COVID-19 has created problems for mortgage lenders, and their most daunting challenges have evolved considerably since early in the pandemic, according to the STRATMOR Group.
In his article “How Will History View 2020? Mortgage Banking Executive Perspectives,” STRATMOR GROUP Senior Partner Jim Cameron details how early issues involving productivity and processes have been overtaken by concerns over capacity management and recruiting.
Cameron’s article compares the results of STRATMOR Group’s May and August 2020 Operations Workshops, where mortgage executives were asked to share their perspectives on changes brought about by COVID-19, specifically their biggest pain points at each point in time. The findings are presented in the company’s latest monthly Insights Report.
According to Cameron, in May, productivity and process-related issues were at the top of the list, with “managing a remote workforce and overseeing the forbearance of mortgage payments next in line.
“In early May, we were relatively fresh off the shelter-in-place (SIP) rules established at the state and local level, so managing a remote workforce was of great concern at that time,” he adds. “Also, the CARES Act rules allowing temporary forbearance of mortgage payments and the ancillary issues created by these rules were a major concern.”
However, when STRATMOR asked the attendees of its August 2020 Operations Workshop what their top issues and pain points were, the lenders top-of-mind issues had changed significantly.
“Far and away the biggest issue in August was capacity management,” Cameron writes, noting 41 percent of lenders cited it as their top challenge. Meanwhile, 24 percent of lenders were concerned with retention and recruiting. In the May workshop, no lender cited those issues as problems.
“According to Black Knight, a record $1.1 trillion (that’s trillion with a “t”) was originated in the second quarter, 70 percent of which were refinance transactions,” he notes. “Operations executives were consumed by the challenge of processing, underwriting and closing this massive amount of loan volume – they could think of little else, and this trend has continued unabated into September.”
The Insights Report lists eight tactics lenders were using to manage capacity, including overtime and adjusting workflow processes as well as creative tactics lenders are employing to help mitigate the stress and workplace fatigue that comes with high-volume processing.
“So far this year, we have been challenged and stretched way beyond our comfort zone, and as a result, we grew as an industry despite the short-term pain,” Cameron writes in the report. He cites the increased use of Remote Online Notarization (RON) as well as the industry’s growing comfort level with remote communications using tools like Zoom and BombBomb as examples.

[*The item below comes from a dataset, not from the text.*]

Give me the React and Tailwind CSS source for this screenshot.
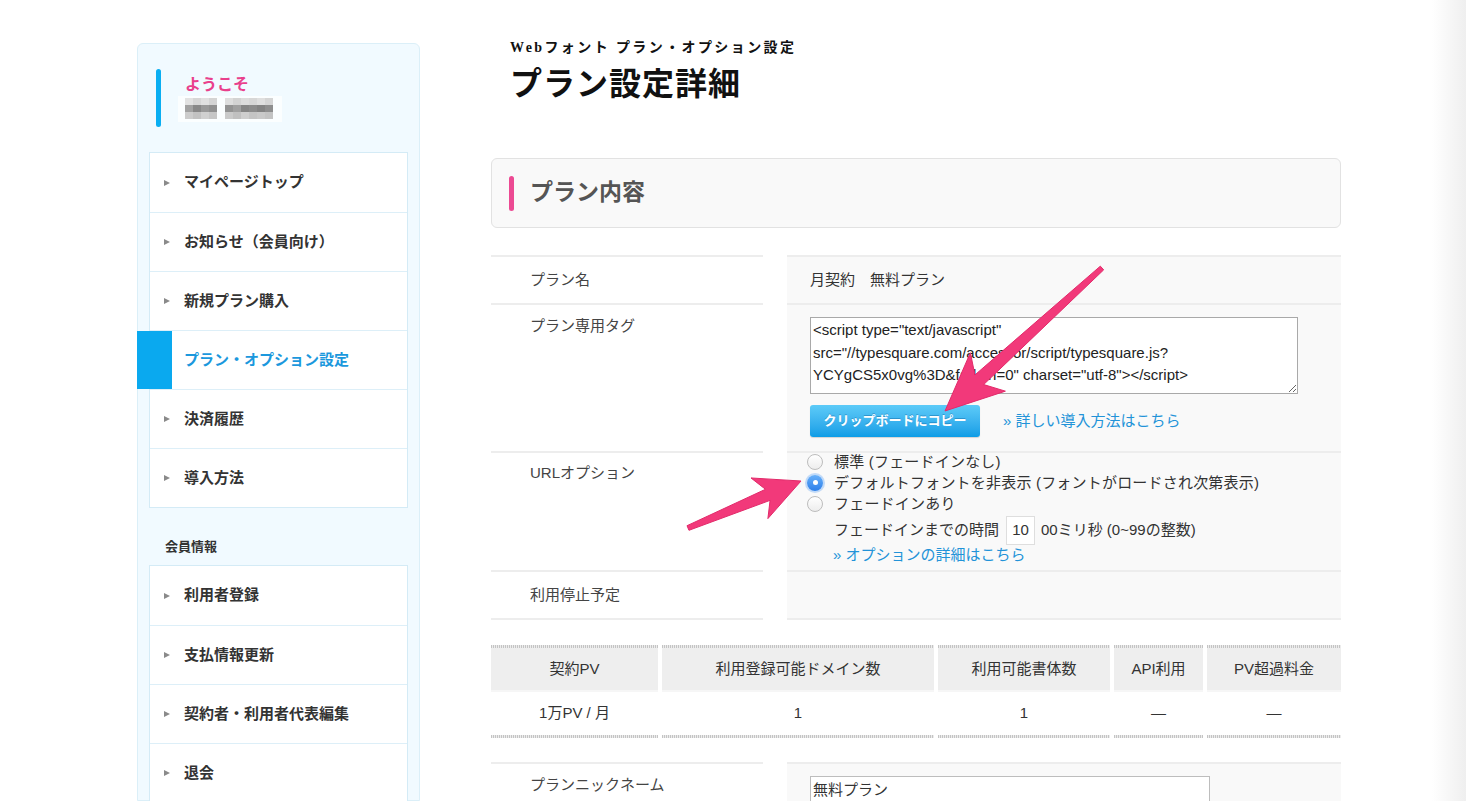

In a second article, “Efficiency and Happy Borrowers: Digital Tools Bring Both,” MortgageSAT Director Mike Seminari notes that while having too many loans to close is a good problem to have, many lenders are struggling to maintain high customer service levels. “With capacity issues squeezing every drop out of existing resources, originators and fulfillment staff have less time for personal, proactive loan updates for borrowers,” he writes.
Seminari recommends that lenders make greater use of digital tools such as text messaging, mobile apps and borrower-facing web portals to bridge the gap between originator efficiency and borrower satisfaction.